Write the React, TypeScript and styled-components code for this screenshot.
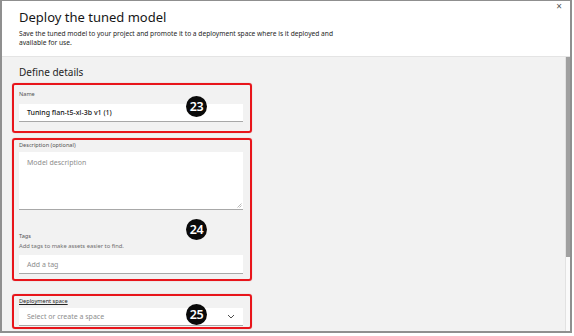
import React from 'react'
import styled, { createGlobalStyle } from 'styled-components'

const GlobalStyle = createGlobalStyle`
    html, body {
        margin: 0;
        padding: 0;
        background: #ffffff;
        font-family: 'Noto Sans', 'Open Sans', sans-serif;
        color: #161616;
    }
    * { box-sizing: border-box; }
`

const Frame = styled.div`
    width: 572px;
    height: 333px;
    border: 2px solid #8f8f8f;
    border-top-width: 1px;
    display: flex;
    flex-direction: column;
    overflow: hidden;
`

const Header = styled.header`
    position: relative;
    height: 56px;
    background: #ffffff;
    padding: 8px 17px 0;
    border-bottom: 1px solid #e4e4e4;
    flex-shrink: 0;
`

const Title = styled.h1`
    margin: 0;
    font-size: 13px;
    font-weight: 400;
    line-height: 17px;
    color: #161616;
`

const Subtitle = styled.p`
    margin: 3px 0 0;
    width: 330px;
    font-size: 6.65px;
    line-height: 9px;
    color: #262626;
`

const Close = styled.span`
    position: absolute;
    top: 0;
    right: 8px;
    font-size: 10px;
    line-height: 10px;
    color: #555;
`

const Body = styled.div`
    flex: 1;
    display: flex;
    background: #f2f2f2;
    min-height: 0;
`

const Content = styled.div`
    flex: 1;
    padding: 8px 0 0 10px;
    display: flex;
    flex-direction: column;
`

const SectionTitle = styled.h2`
    margin: 0 0 4px 7px;
    font-size: 10px;
    font-weight: 400;
    line-height: 14px;
    color: #262626;
`

type TRedBox = { mt?: number; pt?: number; pb?: number }

const RedBox = styled.div<TRedBox>`
    position: relative;
    width: 240px;
    margin-top: ${({ mt = 0 }) => mt}px;
    padding: ${({ pt = 4 }) => pt}px 7px ${({ pb = 4 }) => pb}px 5px;
    border: 2px solid #e8151b;
    border-radius: 3px;
    box-shadow: 0 0 1px rgba(120, 0, 0, 0.4);
    display: flex;
    flex-direction: column;
`

type TLabel = { underline?: boolean; mt?: number }

const Label = styled.label<TLabel>`
    display: block;
    margin-top: ${({ mt = 0 }) => mt}px;
    font-size: 5.6px;
    line-height: 8px;
    color: ${({ underline }) => (underline ? '#262626' : '#525252')};
    text-decoration: ${({ underline }) => (underline ? 'underline' : 'none')};
`

const Helper = styled.div`
    margin-top: 2px;
    font-size: 5.8px;
    line-height: 8px;
    color: #6f6f6f;
`

type TField = { h: number; mt?: number; strong?: boolean }

const Field = styled.div<TField>`
    position: relative;
    height: ${({ h }) => h}px;
    margin-top: ${({ mt = 3 }) => mt}px;
    background: #ffffff;
    border-bottom: 1px solid #a8a8a8;
    padding: 0 8px;
    display: flex;
    align-items: center;
    justify-content: space-between;
    font-size: 7px;
    color: ${({ strong }) => (strong ? '#161616' : '#8d8d8d')};
    font-weight: ${({ strong }) => (strong ? 500 : 400)};
`

const Area = styled(Field)`
    align-items: flex-start;
    padding-top: 6px;
`

const Grip = styled.svg`
    position: absolute;
    right: 1px;
    bottom: 1px;
`

type TBadge = { top: number }

const Badge = styled.div<TBadge>`
    position: absolute;
    left: 172px;
    top: ${({ top }) => top}px;
    width: 21px;
    height: 21px;
    border-radius: 50%;
    background: #0a0a0a;
    color: #ffffff;
    font-size: 12.5px;
    font-weight: 600;
    letter-spacing: -0.5px;
    display: flex;
    align-items: center;
    justify-content: center;
`

const ScrollTrack = styled.div`
    width: 5px;
    flex-shrink: 0;
    background: #fafafa;
    border-left: 1px solid #e2e2e2;
    display: flex;
    flex-direction: column;
`

const ScrollThumb = styled.div`
    height: 200px;
    background: #a0a0a0;
`

const Chevron = () => (
    <svg width="8" height="5" viewBox="0 0 8 5">
        <path d="M1 1 L4 4 L7 1" fill="none" stroke="#393939" strokeWidth="0.9" />
    </svg>
)

export default function App() {
    return (
        <>
            <GlobalStyle />
            <Frame>
                <Header>
                    <Title>Deploy the tuned model</Title>
                    <Subtitle>
                        Save the tuned model to your project and promote it to a deployment space where is it deployed and
                        available for use.
                    </Subtitle>
                    <Close>×</Close>
                </Header>
                <Body>
                    <Content>
                        <SectionTitle>Define details</SectionTitle>

                        <RedBox pt={5} pb={9}>
                            <Label>Name</Label>
                            <Field h={18} mt={6} strong>
                                Tuning flan-t5-xl-3b v1 (1)
                            </Field>
                            <Badge top={11}>23</Badge>
                        </RedBox>

                        <RedBox mt={5} pt={1} pb={5}>
                            <Label>Description (optional)</Label>
                            <Area h={58} mt={3}>
                                Model description
                                <Grip width="5" height="5" viewBox="0 0 5 5">
                                    <path d="M4.5 0.5 L0.5 4.5 M4.5 2.5 L2.5 4.5" stroke="#8d8d8d" strokeWidth="0.6" />
                                </Grip>
                            </Area>
                            <Label mt={22}>Tags</Label>
                            <Helper>Add tags to make assets easier to find.</Helper>
                            <Field h={19} mt={5}>
                                Add a tag
                            </Field>
                            <Badge top={79}>24</Badge>
                        </RedBox>

                        <RedBox mt={13} pt={1} pb={1}>
                            <Label underline>Deployment space</Label>
                            <Field h={18} mt={3}>
                                Select or create a space
                                <Chevron />
                            </Field>
                            <Badge top={8}>25</Badge>
                        </RedBox>
                    </Content>
                    <ScrollTrack>
                        <ScrollThumb />
                    </ScrollTrack>
                </Body>
            </Frame>
        </>
    )
}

★ ★ ★

▶ **Goal**
Pictures excluded, repeat exactly the lines from the top of the material through the line with "number; pt?: number;", including both of those lines.

▶ **Response**
Write the React, TypeScript and styled-components code for this screenshot.
import React from 'react'
import styled, { createGlobalStyle } from 'styled-components'

const GlobalStyle = createGlobalStyle`
    html, body {
        margin: 0;
        padding: 0;
        background: #ffffff;
        font-family: 'Noto Sans', 'Open Sans', sans-serif;
        color: #161616;
    }
    * { box-sizing: border-box; }
`

const Frame = styled.div`
    width: 572px;
    height: 333px;
    border: 2px solid #8f8f8f;
    border-top-width: 1px;
    display: flex;
    flex-direction: column;
    overflow: hidden;
`

const Header = styled.header`
    position: relative;
    height: 56px;
    background: #ffffff;
    padding: 8px 17px 0;
    border-bottom: 1px solid #e4e4e4;
    flex-shrink: 0;
`

const Title = styled.h1`
    margin: 0;
    font-size: 13px;
    font-weight: 400;
    line-height: 17px;
    color: #161616;
`

const Subtitle = styled.p`
    margin: 3px 0 0;
    width: 330px;
    font-size: 6.65px;
    line-height: 9px;
    color: #262626;
`

const Close = styled.span`
    position: absolute;
    top: 0;
    right: 8px;
    font-size: 10px;
    line-height: 10px;
    color: #555;
`

const Body = styled.div`
    flex: 1;
    display: flex;
    background: #f2f2f2;
    min-height: 0;
`

const Content = styled.div`
    flex: 1;
    padding: 8px 0 0 10px;
    display: flex;
    flex-direction: column;
`

const SectionTitle = styled.h2`
    margin: 0 0 4px 7px;
    font-size: 10px;
    font-weight: 400;
    line-height: 14px;
    color: #262626;
`

type TRedBox = { mt?: number; pt?: number; pb?: number }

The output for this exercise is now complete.